Plus encore, les Injonctions faites à Moché, dans la Parchat Tetsavé, sont introduites par : " tu ordonneras ", " tu feras ", " tu prendras ". Elles sont donc formulées à la seconde personne, alors que dans beaucoup d'autres passages, y compris à proximité de la Parchat Tetsavé, par exemple à la fin de la Parchat Michpatim, le nom de Moché est nommément cité, mais, pour autant, on parle de lui à la troisième personne, comme s'il était absent.

L'explication est, en fait, la suivante. Le nom de l'homme n'exprime pas l'essence de sa personnalité. Il n'intervient que dans la relation avec l'autre, afin de pouvoir être appelé par lui. Un homme seul, en revanche, n'a nul besoin d'un nom°10>. Du reste, l'enfant reçoit son nom quelques jours après sa naissance, alors qu'il possède l'existence depuis le premier instant et qu'aussitôt, selon la Torah, il est en mesure de recevoir un héritage. A l'opposé, quand on s'adresse à quelqu'un à la seconde personne, en lui disant " tu ", on fait appel à l'essence même de sa personne.

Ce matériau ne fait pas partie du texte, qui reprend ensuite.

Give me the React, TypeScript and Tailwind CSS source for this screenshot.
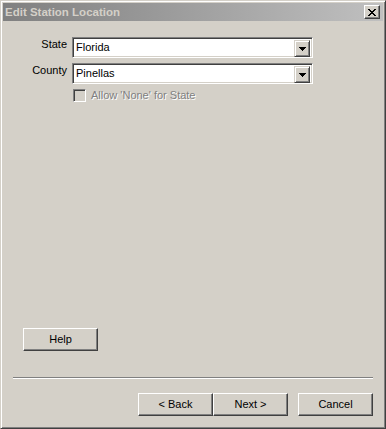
import React from "react";

const raised =
  "border border-t-white border-l-white border-r-[#404040] border-b-[#404040] shadow-[inset_-1px_-1px_0_#808080]";
const sunken =
  "border border-t-[#808080] border-l-[#808080] border-r-white border-b-white shadow-[inset_1px_1px_0_#404040,inset_-1px_-1px_0_#d4d0c8]";

function CloseGlyph() {
  // 8x7 pixel X, classic caption button glyph
  const rows = ["11000011", "01100110", "00111100", "00011000", "00111100", "01100110", "11000011"];
  return (
    <svg width="8" height="7" viewBox="0 0 8 7" shapeRendering="crispEdges">
      {rows.map((r, y) =>
        r.split("").map((c, x) => (c === "1" ? <rect key={`${x}-${y}`} x={x} y={y} width="1" height="1" fill="#000" /> : null))
      )}
    </svg>
  );
}

function Arrow() {
  return (
    <svg width="7" height="4" viewBox="0 0 7 4" shapeRendering="crispEdges">
      <rect x="0" y="0" width="7" height="1" fill="#000" />
      <rect x="1" y="1" width="5" height="1" fill="#000" />
      <rect x="2" y="2" width="3" height="1" fill="#000" />
      <rect x="3" y="3" width="1" height="1" fill="#000" />
    </svg>
  );
}

function Combo({ label, value }: { label: string; value: string }) {
  return (
    <div className="flex items-start">
      <div className="w-[64px] text-right pt-[1px] leading-[13px]">{label}</div>
      <div className={`ml-[5px] w-[241px] h-[21px] bg-white flex items-start p-[2px] ${sunken}`}>
        <div className="flex-1 pl-[1px] pt-[1px] leading-[13px]">{value}</div>
        <div className="w-[16px] h-[17px] bg-[#d4d0c8] flex items-center justify-center border border-t-[#d4d0c8] border-l-[#d4d0c8] border-r-[#404040] border-b-[#404040] shadow-[inset_1px_1px_0_#fff,inset_-1px_-1px_0_#808080]">
          <Arrow />
        </div>
      </div>
    </div>
  );
}

function Btn({ children, className = "" }: { children: React.ReactNode; className?: string }) {
  return (
    <button className={`w-[75px] h-[23px] bg-[#d4d0c8] flex items-center justify-center leading-[13px] ${raised} ${className}`}>
      {children}
    </button>
  );
}

export default function App() {
  return (
    <div className="w-[386px] h-[429px] bg-[#d4d0c8] border border-t-[#d4d0c8] border-l-[#d4d0c8] border-r-[#404040] border-b-[#404040] shadow-[inset_1px_1px_0_#fff,inset_-1px_-1px_0_#808080] p-[2px] flex flex-col text-[11px] text-black font-['Liberation_Sans',Arial,sans-serif]">
      {/* title bar (inactive) */}
      <div className="h-[18px] flex items-center justify-between pl-[2px] pr-[3px] bg-linear-to-r from-[#808080] to-[#c0c0c0]">
        <span className="font-bold text-[11.5px] text-[#d4d0c8] leading-[13px]">Edit Station Location</span>
        <div className={`w-[16px] h-[14px] bg-[#d4d0c8] flex items-center justify-center ${raised}`}>
          <CloseGlyph />
        </div>
      </div>

      <div className="flex-1 flex flex-col">
        <div className="mt-[16px]">
          <Combo label="State" value="Florida" />
        </div>
        <div className="mt-[5px]">
          <Combo label="County" value="Pinellas" />
        </div>
        <div className="mt-[5px] ml-[70px] flex items-center h-[13px]">
          <div className={`w-[13px] h-[13px] bg-[#d4d0c8] ${sunken}`} />
          <span className="ml-[5px] leading-[13px] text-[#808080] [text-shadow:1px_1px_0_#fff]">Allow 'None' for State</span>
        </div>

        <div className="flex-1" />

        <Btn className="ml-[20px]">Help</Btn>

        <div className="mt-[26px] mx-[10px] h-[2px] border-t border-t-[#808080] border-b border-b-white" />

        <div className="mt-[14px] mb-[10px] pr-[10px] flex justify-end">
          <Btn>&lt; Back</Btn>
          <Btn>Next &gt;</Btn>
          <Btn className="ml-[10px]">Cancel</Btn>
        </div>
      </div>
    </div>
  );
}
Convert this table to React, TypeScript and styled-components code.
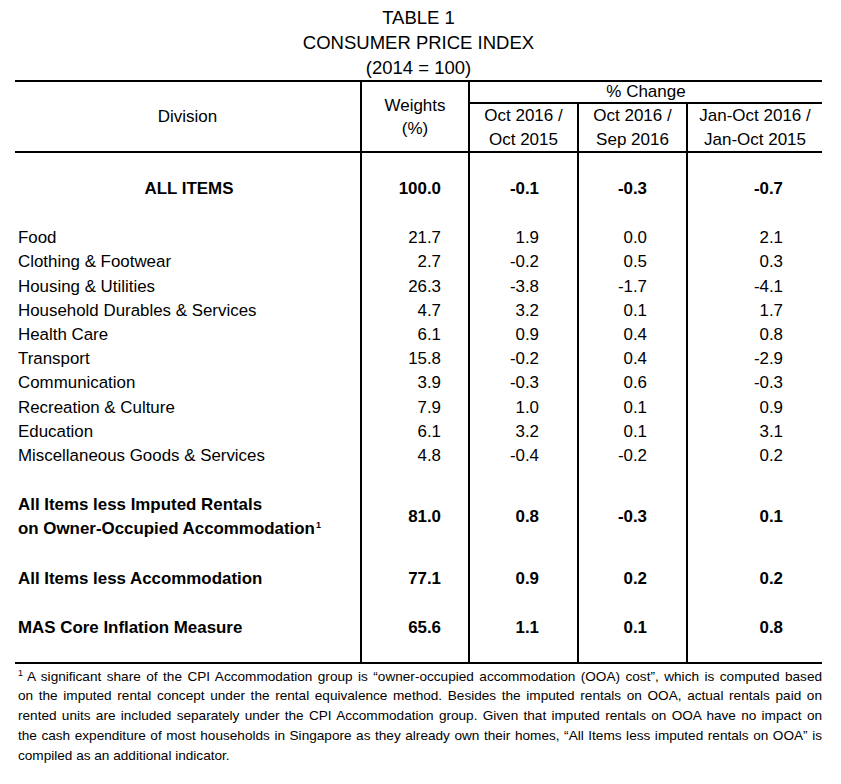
import React from 'react';
import styled, { createGlobalStyle } from 'styled-components';

const Global = createGlobalStyle`
  html, body { margin: 0; padding: 0; background: #fff; }
  body { font-family: "Liberation Sans", Arial, sans-serif; color: #000; }
`;

const Page = styled.div`
  width: 841px;
  height: 784px;
  box-sizing: border-box;
  padding: 5px 19px 0 15px;
`;

const Title = styled.div`
  text-align: center;
  font-size: 18.5px;
  line-height: 25px;
`;

const Table = styled.table`
  width: 807px;
  border-collapse: collapse;
  table-layout: fixed;
  border-top: 2px solid #000;
  border-bottom: 2px solid #000;
  font-size: 16.9px;
`;

const widths = [346, 108, 109, 109, 135];
const numPad = [0, 27, 38, 39, 39];

const Th = styled.th<{ $left?: boolean; $right?: boolean; $h: number; $lh: number }>`
  font-weight: normal;
  font-size: 17px;
  padding: 0;
  text-align: center;
  vertical-align: middle;
  line-height: ${(p) => p.$lh}px;
  height: ${(p) => p.$h}px;
  border-left: ${(p) => (p.$left ? '2px solid #000' : 'none')};
  border-right: ${(p) => (p.$right ? '2px solid #000' : 'none')};
  border-bottom: 2px solid #000;
`;

const Td = styled.td<{ $col: number; $bold?: boolean; $pt: number; $center?: boolean; $h?: number }>`
  padding: ${(p) => p.$pt}px ${(p) => numPad[p.$col]}px 0 ${(p) => (p.$col === 0 ? 3 : 0)}px;
  line-height: 24.2px;
  height: ${(p) => (p.$h !== undefined ? p.$h : 24.2)}px;
  font-weight: ${(p) => (p.$bold ? 'bold' : 'normal')};
  text-align: ${(p) => (p.$col === 0 ? (p.$center ? 'center' : 'left') : 'right')};
  vertical-align: middle;
  white-space: nowrap;
  border-left: ${(p) => (p.$col === 1 ? '2px solid #000' : 'none')};
  border-right: ${(p) => (p.$col >= 1 && p.$col <= 3 ? '2px solid #000' : 'none')};
`;

const Lines = styled.span`
  display: block;
  line-height: 24px;
`;

const Sup = styled.sup`
  font-size: 9px;
  vertical-align: top;
  position: relative;
  top: -4px;
  margin-left: 1px;
`;

const Foot = styled.div`
  margin-top: 3px;
  padding-left: 3px;
  font-size: 13.6px;
  line-height: 19.8px;
`;

const FootLine = styled.div<{ $last?: boolean }>`
  height: 19.8px;
  text-align: justify;
  text-align-last: ${(p) => (p.$last ? 'left' : 'justify')};
  white-space: nowrap;
`;

const FootSup = styled.span`
  font-size: 9px;
  line-height: 0;
  position: relative;
  top: -5px;
  margin-right: 4px;
`;

type Row = [string, string, string, string, string];

const items: Row[] = [
  ['Food', '21.7', '1.9', '0.0', '2.1'],
  ['Clothing & Footwear', '2.7', '-0.2', '0.5', '0.3'],
  ['Housing & Utilities', '26.3', '-3.8', '-1.7', '-4.1'],
  ['Household Durables & Services', '4.7', '3.2', '0.1', '1.7'],
  ['Health Care', '6.1', '0.9', '0.4', '0.8'],
  ['Transport', '15.8', '-0.2', '0.4', '-2.9'],
  ['Communication', '3.9', '-0.3', '0.6', '-0.3'],
  ['Recreation & Culture', '7.9', '1.0', '0.1', '0.9'],
  ['Education', '6.1', '3.2', '0.1', '3.1'],
  ['Miscellaneous Goods & Services', '4.8', '-0.4', '-0.2', '0.2'],
];

function DataRow({ row, bold, pt, center }: { row: Row; bold?: boolean; pt: number; center?: boolean }) {
  return (
    <tr>
      {row.map((v, i) => (
        <Td key={i} $col={i} $bold={bold} $pt={pt} $center={center && i === 0}>
          {v}
        </Td>
      ))}
    </tr>
  );
}

export default function App() {
  return (
    <>
      <Global />
      <Page>
        <Title>TABLE 1</Title>
        <Title>CONSUMER PRICE INDEX</Title>
        <Title>(2014 = 100)</Title>
        <Table>
          <colgroup>
            {widths.map((w, i) => (
              <col key={i} style={{ width: w }} />
            ))}
          </colgroup>
          <thead>
            <tr>
              <Th rowSpan={2} $h={67} $lh={24}>
                Division
              </Th>
              <Th rowSpan={2} $left $right $h={67} $lh={23}>
                Weights
                <br />
                (%)
              </Th>
              <Th colSpan={3} $h={20} $lh={20}>
                % Change
              </Th>
            </tr>
            <tr>
              <Th $right $h={46} $lh={23.5}>
                Oct 2016 /
                <br />
                Oct 2015
              </Th>
              <Th $right $h={46} $lh={23.5}>
                Oct 2016 /
                <br />
                Sep 2016
              </Th>
              <Th $h={46} $lh={23.5}>
                Jan-Oct 2016 /
                <br />
                Jan-Oct 2015
              </Th>
            </tr>
          </thead>
          <tbody>
            <DataRow row={['ALL ITEMS', '100.0', '-0.1', '-0.3', '-0.7']} bold pt={24} center />
            {items.map((r, i) => (
              <DataRow key={r[0]} row={r} pt={i === 0 ? 25 : 0} />
            ))}
            <tr>
              <Td $col={0} $bold $pt={25} $h={48}>
                <Lines>
                  All Items less Imputed Rentals
                  <br />
                  on Owner-Occupied Accommodation<Sup>1</Sup>
                </Lines>
              </Td>
              {['81.0', '0.8', '-0.3', '0.1'].map((v, i) => (
                <Td key={i} $col={i + 1} $bold $pt={25} $h={48}>
                  {v}
                </Td>
              ))}
            </tr>
            <DataRow row={['All Items less Accommodation', '77.1', '0.9', '0.2', '0.2']} bold pt={26} />
            <DataRow row={['MAS Core Inflation Measure', '65.6', '1.1', '0.1', '0.8']} bold pt={25} />
            <tr>
              {widths.map((_, i) => (
                <Td key={i} $col={i} $pt={0} $h={21} />
              ))}
            </tr>
          </tbody>
        </Table>
        <Foot>
          <FootLine>
            <FootSup>1</FootSup>A significant share of the CPI Accommodation group is “owner-occupied accommodation (OOA) cost”, which is computed based
          </FootLine>
          <FootLine>
            on the imputed rental concept under the rental equivalence method. Besides the imputed rentals on OOA, actual rentals paid on
          </FootLine>
          <FootLine>
            rented units are included separately under the CPI Accommodation group. Given that imputed rentals on OOA have no impact on
          </FootLine>
          <FootLine>
            the cash expenditure of most households in Singapore as they already own their homes, “All Items less imputed rentals on OOA” is
          </FootLine>
          <FootLine $last>compiled as an additional indicator.</FootLine>
        </Foot>
      </Page>
    </>
  );
}
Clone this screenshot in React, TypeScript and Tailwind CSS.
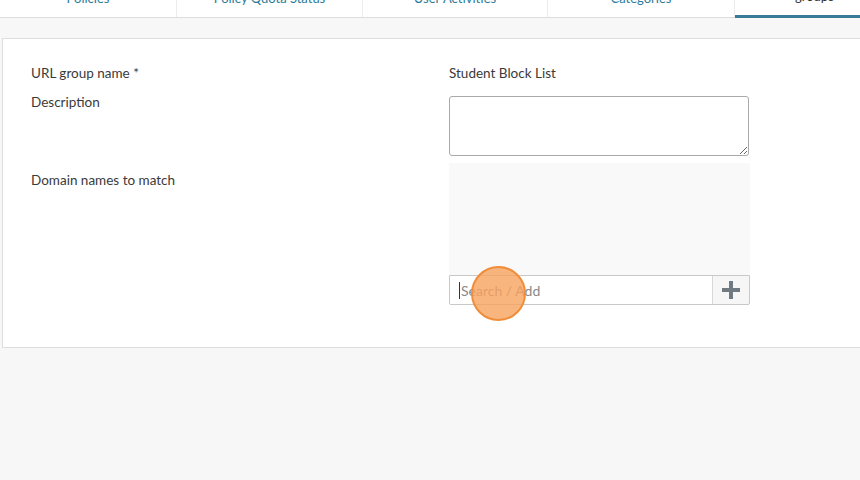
import React from "react";

const tabs = [
  { label: "Policies", w: "w-[177px]" },
  { label: "Policy Quota Status", w: "w-[186px]" },
  { label: "User Activities", w: "w-[185px]" },
  { label: "Categories", w: "w-[187px]" },
];

export default function App() {
  return (
    <div
      className="w-[860px] h-[480px] overflow-hidden bg-[#f7f7f7] text-[#3a3a3a] text-[13.5px]"
      style={{ fontFamily: "Lato, 'Liberation Sans', sans-serif" }}
    >
      {/* tab bar, mostly scrolled out of view */}
      <div className="flex h-[40px] -mt-[22px] bg-white border-b border-[#dcdcdc]">
        {tabs.map((t) => (
          <div
            key={t.label}
            className={`${t.w} shrink-0 flex items-end justify-center pb-[12px] border-r border-[#ececec] text-[#2a7a9a] text-[13px] leading-none`}
          >
            {t.label}
          </div>
        ))}
        <div className="flex-1 flex items-end pl-[60px] pb-[12px] border-b-[3px] border-[#3a7a99] text-[#333] text-[13px] leading-none -mb-px">
          URL groups
        </div>
      </div>

      {/* form card */}
      <div className="mt-[20px] ml-[2px] h-[310px] bg-white border border-[#dedede] border-r-0">
        <div className="grid grid-cols-[418px_1fr] pl-[28px] pt-[24px]">
          <div className="h-[20px] leading-[20px]">URL group name *</div>
          <div className="h-[20px] leading-[20px]">Student Block List</div>

          <div className="mt-[9px] leading-[20px]">Description</div>
          <div className="mt-[13px]">
            <textarea className="block w-[300px] h-[60px] border border-[#aaa] rounded-[3px] bg-white resize" />
          </div>

          <div className="mt-[14px] leading-[20px]">Domain names to match</div>
          <div className="mt-[7px] w-[301px]">
            <div className="h-[112px] bg-[#f9f9f9]" />
            <div className="relative flex h-[30px] border border-[#c8c8c8] rounded-b-[2px] bg-[#f6f6f6]">
              <div className="flex-1 flex items-center bg-white border-r border-[#d8d8d8] pl-[9px] text-[14px] text-[#8a8a8a]">
                <span className="w-px h-[17px] bg-[#333] mr-px" />
                Search / Add
              </div>
              <div className="w-[36px] flex items-center justify-center">
                <svg width="20" height="20" viewBox="0 0 20 20">
                  <path d="M8 1h4v7h7v4h-7v7H8v-7H1V8h7z" fill="#6f7a82" />
                </svg>
              </div>
              <div className="absolute left-[21px] top-[-10px] w-[55px] h-[55px] rounded-full bg-[#f7a35e]/80 border-2 border-[#ef8d3a]" />
            </div>
          </div>
        </div>
      </div>
    </div>
  );
}
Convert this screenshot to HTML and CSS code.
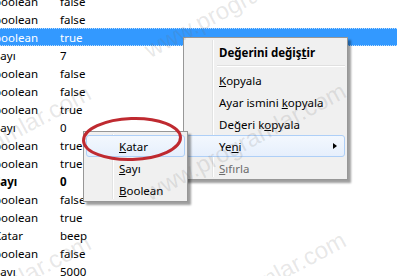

Il en est donc de même pour Moché. Son nom lui fut donné quelques temps après sa naissance. Bien plus, il ne fut pas appelé(" Moché par ses parents, mais parla fille du pharaon, " car je l'ai tiré des eaux "(11). Telle est donc l'allusion au décès de Moché qui figure dans la Parchat Tetsavé. En quittant ce monde, celui-ci s'éleva vers l'essence de sa personne, bien au-delà de son nom, lequel n'apparaît donc pas dans la Parchat Tetsavé(13). Pour autant, il " assume encore sa fonction 11(14) , bien plus, il le fait par toute l'essence de lui-même, " comme il se trouve là-haut "(15). De ce fait, il est "présent" dans la Parchat Tetsavé(16) et l'on peut s'adresser à lui à la seconde personne , " et, toi tu ordonneras " , faisant ansi véritablement référence à son essence, comme le souligne le Kéli Yakar (17)


(1) Tome 3, page 71b. Voir Iguéret Ha Kodech, chapitre 27 et son commentaire.
(2) Voir Iguéret Ha Kodech, à la même référence.
(3) Voir Iguéret Ha Kodech, dans le commentaire.
(4) Dans ce texte, c'est, en effet, à la quintessence de l'âme que l'Admour Hazaken fait allusion.
(5) Voir le Sidour de l'Admour Hazaken, porte de Lag Baomer, page 304b-c.
(6) Voir Iguéret Ha Kodech, au chapitre 28: " Il accomplit des merveilles jusqu'au fin fond de la terre ".
(7) Voir également le Likouteï Si'hot, tome 16, à partir de la page 350.
(B) Voir, à ce sujet, le Likouteï Si'hot, tome 21, à partir de la page 173.
(9) Voir, dans Iguéret Ha Kodech, le commentaire du chapitre 27, selon lequel la vie du Juste, qui n'est pas physique, mais bien morale, subsiste dans le monde, même après son décès.
(10) Voir le Torah Or, au début de la Parchat Terouma et le Likouteï Torah, Parchat Behar, page 41c.
(11) Voir le Midrash Vaykra Rabba, chapitre 1, paragraphe 3, selon lequel " Moché avait dix noms ".
(12) Chemot 2, 10.
(13) Ceci peut être rapproché de la raison pour laquelle le Nom de D.ieu n'est pas mentionné dans la Meguilat Esther. En effet, celle-ci est liée à l'Essence de D.ieu, à Laquelle aucun signe ne peut faire allusion, selon le Torah Or, Meguilat Esther, page 100b et, dans les additifs, page 121c. On verra aussi le Likouteï Si'hot, tome 6, pages 189 et 194, tome 21, à partir de la page 201. En outre, le traité Meguila 13b établit un lien entre le 7 Adar, date de la naissance et du décès de Moché et la fête dé Pourim.
(14) Traité Sotta 13b. Sifri, Parchat Bera'ha 34, 5 et début de l'introduction du Rambam au commentaire de la Michna.
(15) Selon les termes du Rambam, à cette référence. Le Sifri dit : " Il effectue son service là-haut ".
(16) Voir également aussi le Meor Enaïm, à la Parchat Tetsavé.
(17) Au début de la Parchat tetsavé. Voir le discours 'hassidique intitulé : " Voici le staut de la maison " , de 5689, publié dans le Séfer Ha Maamarim Kountrassim, tome 1, chapitre 11, pages 174 et 177.